• [What is being asked]
Identify each line holding the string "TypeScript" and copy it.

— BEGIN Provided material —

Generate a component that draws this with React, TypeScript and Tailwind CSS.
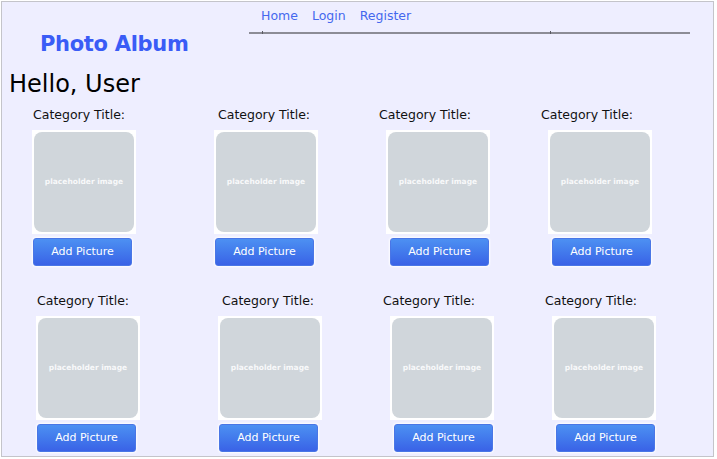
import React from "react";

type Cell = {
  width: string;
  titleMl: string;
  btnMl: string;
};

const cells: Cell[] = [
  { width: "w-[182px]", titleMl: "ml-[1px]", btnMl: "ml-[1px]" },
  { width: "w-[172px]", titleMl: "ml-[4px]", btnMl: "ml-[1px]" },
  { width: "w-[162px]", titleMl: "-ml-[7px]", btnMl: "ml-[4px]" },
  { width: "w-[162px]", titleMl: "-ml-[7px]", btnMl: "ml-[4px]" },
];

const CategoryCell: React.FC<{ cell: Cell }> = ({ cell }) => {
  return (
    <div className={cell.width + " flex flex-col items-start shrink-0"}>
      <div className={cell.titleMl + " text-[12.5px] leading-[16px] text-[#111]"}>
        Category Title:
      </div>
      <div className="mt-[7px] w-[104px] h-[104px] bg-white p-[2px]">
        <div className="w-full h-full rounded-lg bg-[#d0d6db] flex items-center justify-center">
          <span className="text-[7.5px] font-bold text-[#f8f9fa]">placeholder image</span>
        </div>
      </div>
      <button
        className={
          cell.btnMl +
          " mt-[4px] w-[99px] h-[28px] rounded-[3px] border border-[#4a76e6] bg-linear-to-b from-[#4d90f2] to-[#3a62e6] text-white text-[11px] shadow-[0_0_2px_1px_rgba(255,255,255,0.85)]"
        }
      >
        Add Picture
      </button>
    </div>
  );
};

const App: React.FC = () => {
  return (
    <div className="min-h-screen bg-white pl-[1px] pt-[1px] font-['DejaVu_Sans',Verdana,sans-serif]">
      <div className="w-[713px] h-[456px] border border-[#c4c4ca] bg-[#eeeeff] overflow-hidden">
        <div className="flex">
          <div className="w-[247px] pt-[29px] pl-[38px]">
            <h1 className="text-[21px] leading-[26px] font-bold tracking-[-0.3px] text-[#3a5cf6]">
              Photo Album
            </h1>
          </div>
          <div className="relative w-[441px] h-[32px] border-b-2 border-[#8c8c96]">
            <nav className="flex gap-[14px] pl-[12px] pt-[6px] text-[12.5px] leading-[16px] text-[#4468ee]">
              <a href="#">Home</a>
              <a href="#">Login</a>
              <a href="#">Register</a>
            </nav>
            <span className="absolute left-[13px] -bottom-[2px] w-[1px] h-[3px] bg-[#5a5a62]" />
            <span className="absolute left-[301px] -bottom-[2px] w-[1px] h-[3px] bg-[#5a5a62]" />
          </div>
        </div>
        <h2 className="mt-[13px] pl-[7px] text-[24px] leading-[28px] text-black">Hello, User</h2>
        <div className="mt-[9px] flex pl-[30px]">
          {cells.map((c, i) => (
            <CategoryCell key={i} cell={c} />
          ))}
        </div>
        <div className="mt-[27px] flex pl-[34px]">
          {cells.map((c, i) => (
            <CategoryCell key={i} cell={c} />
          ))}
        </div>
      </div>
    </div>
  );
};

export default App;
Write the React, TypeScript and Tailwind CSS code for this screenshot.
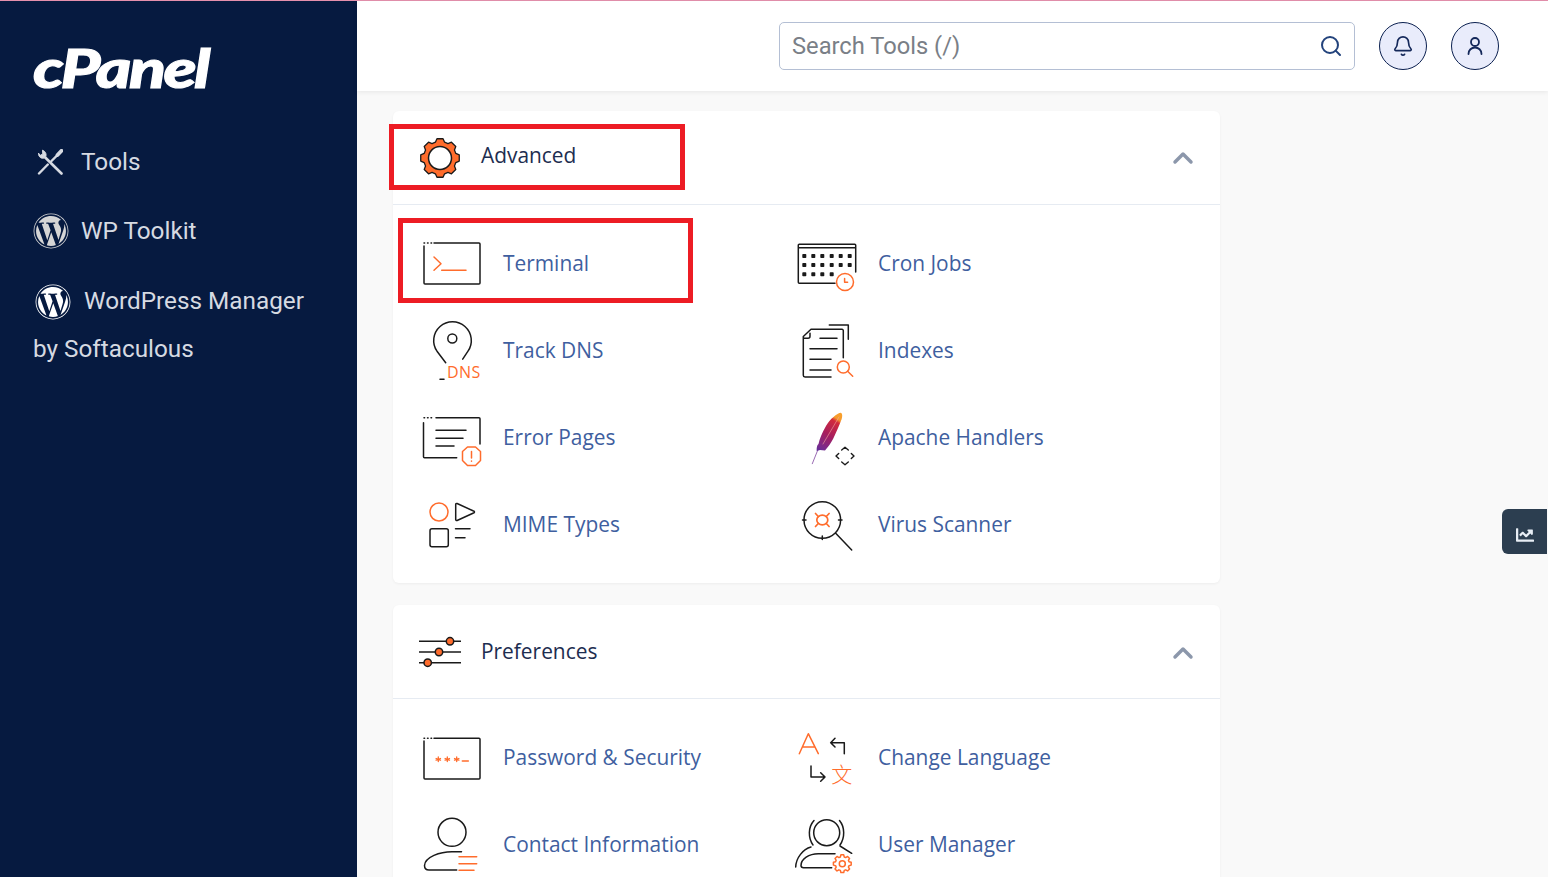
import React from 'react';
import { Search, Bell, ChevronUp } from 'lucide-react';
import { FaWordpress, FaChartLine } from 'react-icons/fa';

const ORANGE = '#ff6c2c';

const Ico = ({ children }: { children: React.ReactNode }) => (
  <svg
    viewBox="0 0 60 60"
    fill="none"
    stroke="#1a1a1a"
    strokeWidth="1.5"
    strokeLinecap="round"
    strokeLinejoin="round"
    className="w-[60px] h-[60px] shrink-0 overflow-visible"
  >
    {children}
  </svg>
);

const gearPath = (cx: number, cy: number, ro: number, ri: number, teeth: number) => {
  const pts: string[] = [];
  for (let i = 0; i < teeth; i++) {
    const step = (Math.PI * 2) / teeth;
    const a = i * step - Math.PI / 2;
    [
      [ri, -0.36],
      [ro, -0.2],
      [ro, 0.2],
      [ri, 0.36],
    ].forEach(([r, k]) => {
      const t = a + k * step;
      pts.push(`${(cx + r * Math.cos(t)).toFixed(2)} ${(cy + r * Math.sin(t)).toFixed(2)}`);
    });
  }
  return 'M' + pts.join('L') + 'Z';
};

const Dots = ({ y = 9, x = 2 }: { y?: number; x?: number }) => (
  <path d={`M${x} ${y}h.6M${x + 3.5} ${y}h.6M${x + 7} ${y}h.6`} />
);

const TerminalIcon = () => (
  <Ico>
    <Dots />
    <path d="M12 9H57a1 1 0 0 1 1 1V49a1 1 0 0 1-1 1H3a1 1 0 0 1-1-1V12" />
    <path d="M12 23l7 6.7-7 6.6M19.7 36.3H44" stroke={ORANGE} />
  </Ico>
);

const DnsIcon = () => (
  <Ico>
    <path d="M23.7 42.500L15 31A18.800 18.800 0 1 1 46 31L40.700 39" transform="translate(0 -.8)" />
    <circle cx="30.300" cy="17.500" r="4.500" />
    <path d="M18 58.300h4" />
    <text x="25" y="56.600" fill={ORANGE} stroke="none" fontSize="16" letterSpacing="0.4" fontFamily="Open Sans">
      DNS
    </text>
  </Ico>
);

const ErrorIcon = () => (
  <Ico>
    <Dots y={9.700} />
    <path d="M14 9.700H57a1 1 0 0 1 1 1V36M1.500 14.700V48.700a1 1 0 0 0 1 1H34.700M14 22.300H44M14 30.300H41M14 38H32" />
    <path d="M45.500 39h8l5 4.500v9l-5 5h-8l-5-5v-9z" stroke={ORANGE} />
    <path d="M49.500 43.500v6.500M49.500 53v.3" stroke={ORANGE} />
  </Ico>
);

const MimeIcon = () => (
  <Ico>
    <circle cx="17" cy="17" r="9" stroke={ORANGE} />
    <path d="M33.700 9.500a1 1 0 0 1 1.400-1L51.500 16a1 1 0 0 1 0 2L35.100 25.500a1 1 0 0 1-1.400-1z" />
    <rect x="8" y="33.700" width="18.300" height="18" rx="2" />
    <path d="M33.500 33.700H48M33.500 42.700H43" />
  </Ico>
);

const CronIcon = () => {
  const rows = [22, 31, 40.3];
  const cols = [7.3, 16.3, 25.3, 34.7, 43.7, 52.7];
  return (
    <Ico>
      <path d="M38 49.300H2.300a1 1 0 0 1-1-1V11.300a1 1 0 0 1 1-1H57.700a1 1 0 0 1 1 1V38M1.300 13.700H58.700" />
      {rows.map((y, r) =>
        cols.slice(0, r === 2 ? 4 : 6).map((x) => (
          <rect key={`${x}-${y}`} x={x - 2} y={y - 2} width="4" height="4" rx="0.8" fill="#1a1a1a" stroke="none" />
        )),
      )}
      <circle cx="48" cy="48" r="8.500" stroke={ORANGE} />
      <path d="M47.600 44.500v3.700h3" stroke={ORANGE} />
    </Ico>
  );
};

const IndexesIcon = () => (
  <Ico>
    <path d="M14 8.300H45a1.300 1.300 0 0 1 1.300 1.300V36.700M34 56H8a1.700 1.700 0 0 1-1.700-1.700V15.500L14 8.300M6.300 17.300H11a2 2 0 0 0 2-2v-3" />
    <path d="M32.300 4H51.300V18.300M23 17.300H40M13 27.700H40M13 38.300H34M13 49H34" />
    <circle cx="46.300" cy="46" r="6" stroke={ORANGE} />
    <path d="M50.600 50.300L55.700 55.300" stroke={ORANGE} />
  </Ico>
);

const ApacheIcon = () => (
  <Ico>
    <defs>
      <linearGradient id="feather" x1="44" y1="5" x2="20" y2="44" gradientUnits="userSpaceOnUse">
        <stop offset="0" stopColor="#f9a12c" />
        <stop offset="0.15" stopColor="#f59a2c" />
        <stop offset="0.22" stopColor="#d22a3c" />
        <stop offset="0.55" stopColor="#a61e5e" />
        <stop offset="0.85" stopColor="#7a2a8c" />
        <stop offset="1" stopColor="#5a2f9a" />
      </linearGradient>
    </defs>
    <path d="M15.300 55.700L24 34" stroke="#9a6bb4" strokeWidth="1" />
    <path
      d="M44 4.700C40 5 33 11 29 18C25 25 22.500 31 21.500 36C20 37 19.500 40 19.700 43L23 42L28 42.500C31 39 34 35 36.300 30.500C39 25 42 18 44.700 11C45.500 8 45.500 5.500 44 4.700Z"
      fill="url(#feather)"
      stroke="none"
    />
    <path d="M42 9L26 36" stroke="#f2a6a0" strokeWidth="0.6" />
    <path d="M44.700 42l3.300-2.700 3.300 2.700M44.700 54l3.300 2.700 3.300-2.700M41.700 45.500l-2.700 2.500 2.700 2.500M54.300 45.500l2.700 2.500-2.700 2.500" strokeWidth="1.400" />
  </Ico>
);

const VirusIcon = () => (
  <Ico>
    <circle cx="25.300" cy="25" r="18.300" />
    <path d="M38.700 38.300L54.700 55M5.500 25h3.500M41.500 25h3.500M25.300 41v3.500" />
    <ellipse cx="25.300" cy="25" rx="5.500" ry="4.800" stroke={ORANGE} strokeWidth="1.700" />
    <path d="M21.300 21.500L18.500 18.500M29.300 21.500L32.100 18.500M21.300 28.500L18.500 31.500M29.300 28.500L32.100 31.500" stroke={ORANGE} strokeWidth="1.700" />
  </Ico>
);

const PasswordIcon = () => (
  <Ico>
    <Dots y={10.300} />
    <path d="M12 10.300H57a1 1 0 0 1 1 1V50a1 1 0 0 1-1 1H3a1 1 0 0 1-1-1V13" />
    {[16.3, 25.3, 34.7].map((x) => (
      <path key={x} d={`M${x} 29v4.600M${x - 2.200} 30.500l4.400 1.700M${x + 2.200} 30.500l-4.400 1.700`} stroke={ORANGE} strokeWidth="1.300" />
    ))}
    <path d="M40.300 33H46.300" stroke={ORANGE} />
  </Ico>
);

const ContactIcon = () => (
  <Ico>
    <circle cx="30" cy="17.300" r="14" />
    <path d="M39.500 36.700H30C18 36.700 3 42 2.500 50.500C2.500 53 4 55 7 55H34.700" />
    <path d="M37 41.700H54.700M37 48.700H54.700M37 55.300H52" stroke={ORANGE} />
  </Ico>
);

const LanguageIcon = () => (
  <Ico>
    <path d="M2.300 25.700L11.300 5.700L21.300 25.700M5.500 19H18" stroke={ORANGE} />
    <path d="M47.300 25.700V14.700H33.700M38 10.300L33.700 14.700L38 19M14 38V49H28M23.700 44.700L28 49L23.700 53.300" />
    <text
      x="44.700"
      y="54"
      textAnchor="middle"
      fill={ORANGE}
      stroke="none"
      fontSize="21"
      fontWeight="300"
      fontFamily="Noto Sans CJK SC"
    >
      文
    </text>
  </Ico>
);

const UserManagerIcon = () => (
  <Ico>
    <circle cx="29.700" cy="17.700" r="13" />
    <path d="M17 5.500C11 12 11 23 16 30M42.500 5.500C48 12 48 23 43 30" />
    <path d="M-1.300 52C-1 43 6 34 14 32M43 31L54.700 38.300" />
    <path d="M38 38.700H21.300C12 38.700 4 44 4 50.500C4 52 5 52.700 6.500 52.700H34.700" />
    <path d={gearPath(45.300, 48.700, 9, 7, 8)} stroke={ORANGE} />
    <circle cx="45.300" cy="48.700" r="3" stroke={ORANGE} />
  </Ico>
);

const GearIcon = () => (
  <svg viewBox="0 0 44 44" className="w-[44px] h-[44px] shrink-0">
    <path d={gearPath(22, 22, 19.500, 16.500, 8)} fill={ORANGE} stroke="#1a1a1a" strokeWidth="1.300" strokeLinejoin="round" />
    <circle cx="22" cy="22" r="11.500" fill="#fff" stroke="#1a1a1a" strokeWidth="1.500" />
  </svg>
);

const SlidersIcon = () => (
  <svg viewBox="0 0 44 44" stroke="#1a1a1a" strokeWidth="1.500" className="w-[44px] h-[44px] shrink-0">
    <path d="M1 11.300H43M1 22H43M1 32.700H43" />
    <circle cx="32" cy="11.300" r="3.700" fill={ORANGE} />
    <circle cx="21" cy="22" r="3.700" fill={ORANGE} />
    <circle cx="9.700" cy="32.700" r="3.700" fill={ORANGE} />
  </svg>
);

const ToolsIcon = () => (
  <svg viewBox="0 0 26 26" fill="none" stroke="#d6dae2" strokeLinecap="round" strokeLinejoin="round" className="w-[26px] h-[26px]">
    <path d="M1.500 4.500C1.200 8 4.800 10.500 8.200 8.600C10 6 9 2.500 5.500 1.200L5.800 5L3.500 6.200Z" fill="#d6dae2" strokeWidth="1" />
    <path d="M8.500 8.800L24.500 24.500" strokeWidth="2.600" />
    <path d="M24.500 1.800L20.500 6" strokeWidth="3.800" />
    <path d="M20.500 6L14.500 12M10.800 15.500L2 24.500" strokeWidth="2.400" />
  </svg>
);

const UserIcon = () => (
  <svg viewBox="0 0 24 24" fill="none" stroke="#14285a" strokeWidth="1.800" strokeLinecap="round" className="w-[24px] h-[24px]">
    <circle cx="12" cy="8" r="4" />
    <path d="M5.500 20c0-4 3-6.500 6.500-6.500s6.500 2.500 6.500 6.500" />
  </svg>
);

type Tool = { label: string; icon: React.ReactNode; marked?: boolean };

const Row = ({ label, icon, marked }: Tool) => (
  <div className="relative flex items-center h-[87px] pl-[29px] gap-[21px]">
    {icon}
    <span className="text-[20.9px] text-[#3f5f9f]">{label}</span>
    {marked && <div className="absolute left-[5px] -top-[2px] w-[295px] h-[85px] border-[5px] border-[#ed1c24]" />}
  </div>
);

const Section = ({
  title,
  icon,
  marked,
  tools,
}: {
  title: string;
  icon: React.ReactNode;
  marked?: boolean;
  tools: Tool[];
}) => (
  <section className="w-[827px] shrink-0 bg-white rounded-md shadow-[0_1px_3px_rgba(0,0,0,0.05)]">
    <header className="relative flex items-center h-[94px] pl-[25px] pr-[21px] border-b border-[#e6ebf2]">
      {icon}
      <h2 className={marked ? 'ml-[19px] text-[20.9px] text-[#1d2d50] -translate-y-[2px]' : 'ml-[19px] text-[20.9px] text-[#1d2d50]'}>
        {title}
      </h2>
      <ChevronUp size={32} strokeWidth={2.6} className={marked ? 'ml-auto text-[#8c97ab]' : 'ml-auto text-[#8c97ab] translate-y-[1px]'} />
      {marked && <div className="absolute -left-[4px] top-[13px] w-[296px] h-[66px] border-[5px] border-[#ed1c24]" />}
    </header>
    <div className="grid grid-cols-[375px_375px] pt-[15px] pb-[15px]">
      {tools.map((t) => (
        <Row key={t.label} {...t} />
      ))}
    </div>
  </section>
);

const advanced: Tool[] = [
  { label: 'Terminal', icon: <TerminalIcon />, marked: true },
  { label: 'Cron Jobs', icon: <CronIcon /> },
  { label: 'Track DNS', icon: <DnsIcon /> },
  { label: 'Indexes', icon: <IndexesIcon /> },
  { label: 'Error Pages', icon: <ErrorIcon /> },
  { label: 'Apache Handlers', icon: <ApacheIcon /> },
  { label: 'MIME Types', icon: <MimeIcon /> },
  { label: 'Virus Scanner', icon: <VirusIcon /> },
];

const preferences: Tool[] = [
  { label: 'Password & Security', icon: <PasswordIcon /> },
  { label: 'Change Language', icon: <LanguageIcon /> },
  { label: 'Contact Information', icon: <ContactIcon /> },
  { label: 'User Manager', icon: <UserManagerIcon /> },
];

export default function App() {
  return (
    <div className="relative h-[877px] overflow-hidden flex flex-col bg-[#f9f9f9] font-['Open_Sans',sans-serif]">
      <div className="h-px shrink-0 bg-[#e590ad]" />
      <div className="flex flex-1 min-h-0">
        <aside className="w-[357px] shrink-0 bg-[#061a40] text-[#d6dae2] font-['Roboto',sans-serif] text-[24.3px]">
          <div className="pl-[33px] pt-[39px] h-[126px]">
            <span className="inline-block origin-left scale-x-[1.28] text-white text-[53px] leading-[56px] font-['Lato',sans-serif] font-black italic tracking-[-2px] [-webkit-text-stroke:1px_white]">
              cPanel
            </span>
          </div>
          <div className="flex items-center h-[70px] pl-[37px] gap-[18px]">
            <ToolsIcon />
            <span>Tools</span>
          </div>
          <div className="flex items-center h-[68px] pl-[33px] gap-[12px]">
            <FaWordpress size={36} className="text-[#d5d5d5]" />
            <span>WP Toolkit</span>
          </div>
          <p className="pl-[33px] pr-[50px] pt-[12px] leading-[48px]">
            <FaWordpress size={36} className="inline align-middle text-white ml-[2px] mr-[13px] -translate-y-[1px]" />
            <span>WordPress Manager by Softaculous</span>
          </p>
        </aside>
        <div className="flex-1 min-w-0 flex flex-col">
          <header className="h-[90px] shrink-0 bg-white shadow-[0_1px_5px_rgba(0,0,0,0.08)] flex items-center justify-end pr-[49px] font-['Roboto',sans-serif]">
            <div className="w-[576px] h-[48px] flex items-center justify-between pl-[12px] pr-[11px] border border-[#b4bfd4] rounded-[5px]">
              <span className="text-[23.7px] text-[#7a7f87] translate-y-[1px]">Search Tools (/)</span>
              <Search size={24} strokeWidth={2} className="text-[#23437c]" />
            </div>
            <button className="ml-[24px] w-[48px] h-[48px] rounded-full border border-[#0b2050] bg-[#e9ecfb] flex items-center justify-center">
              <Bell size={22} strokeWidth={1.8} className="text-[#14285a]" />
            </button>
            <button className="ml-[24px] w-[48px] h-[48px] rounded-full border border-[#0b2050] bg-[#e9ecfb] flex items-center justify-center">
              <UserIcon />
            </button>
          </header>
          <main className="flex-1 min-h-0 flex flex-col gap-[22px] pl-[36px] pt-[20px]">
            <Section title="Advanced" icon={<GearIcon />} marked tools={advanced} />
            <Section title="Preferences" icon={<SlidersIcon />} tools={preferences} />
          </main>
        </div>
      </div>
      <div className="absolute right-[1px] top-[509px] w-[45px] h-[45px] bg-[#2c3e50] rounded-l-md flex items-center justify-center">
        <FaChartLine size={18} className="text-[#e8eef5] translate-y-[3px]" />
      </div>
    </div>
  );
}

— END Provided material —

• [Answer to this problem]
Generate a component that draws this with React, TypeScript and Tailwind CSS.
Write the React, TypeScript and Tailwind CSS code for this screenshot.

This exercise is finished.